City Manager (unnamed) walked the Laguna Woods City Council through a two-year operating budget and the 11-year capital improvement program on June 18, telling the council staff expects operating revenues to exceed operating expenditures in both 2025–26 and 2026–27.
The council packet shows roughly $9.3 million in projected revenue and $8.4 million in operating expenditures for 2025–26 and about $9.5 million in revenue and $8.95 million in operating expenditures for 2026–27. City Manager cautioned that several one-time projects will increase transfers from the general fund, including an estimated $1.6 million in 2025–26 for the City Hall downstairs reconfiguration and refurbishment.
"Both of the next two years' budgets are balanced," the City Manager said, adding that the city has an unassigned general fund balance sufficient to cover one-time projects without touching assigned reserves. The presentation also noted no city debt service and fully funded pension plans per the latest actuarial valuations.
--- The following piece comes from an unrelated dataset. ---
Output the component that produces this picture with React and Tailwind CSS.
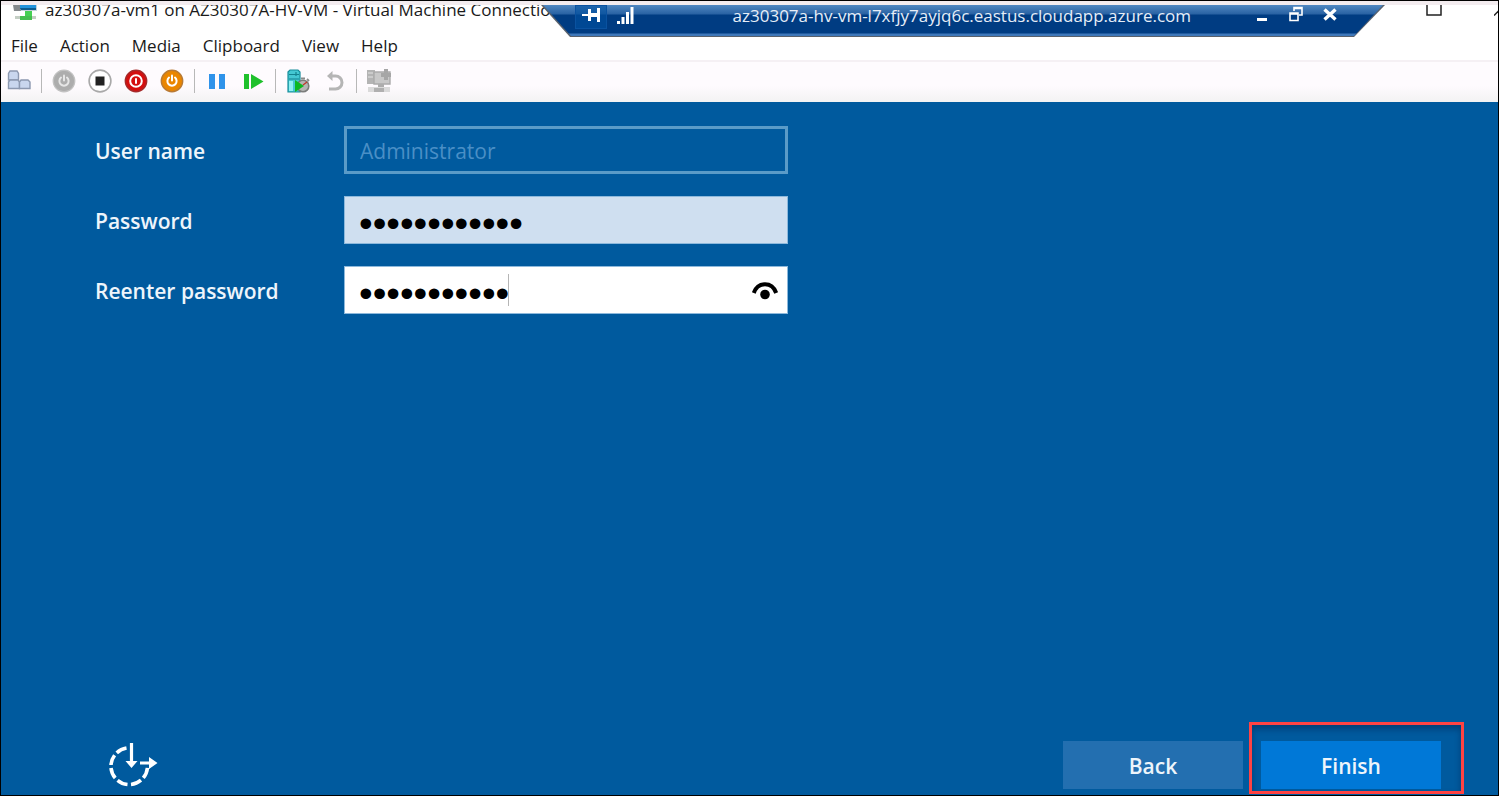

Staff also told the council it will insource building inspection, building official, permit counter and some code enforcement services. The city reported offers made to existing building staff and expected to have only a single full-time building inspector vacancy on July 1; recruitment for that position was planned to begin shortly. A six-month extension of the existing contract for code-enforcement services was placed on the consent calendar while staff completes recruitment.
Council and public questioned investment decisions mentioned earlier in the meeting when the city treasurer described placing roughly 50% of funds in the Local Agency Investment Fund (LAIF) and the remainder in CDs and cash equivalents. City Treasurer said staff is pursuing entry into a second pooled money fund to diversify holdings and would follow up with additional security details.
Council members and residents asked about recession risk and revenue volatility. The City Manager said the city’s revenue mix is less volatile because property taxes make up the majority of revenue and historically remain stable during recessions. "Property tax only goes up," the City Manager said, noting sales and transient occupancy taxes are more sensitive but represent smaller shares of overall revenue.
No budget adoption occurred at this meeting; staff expects to return with final resolutions and the formal budget adoption vote at the next council meeting. The council did receive public input and directed staff to prepare the final budget documents.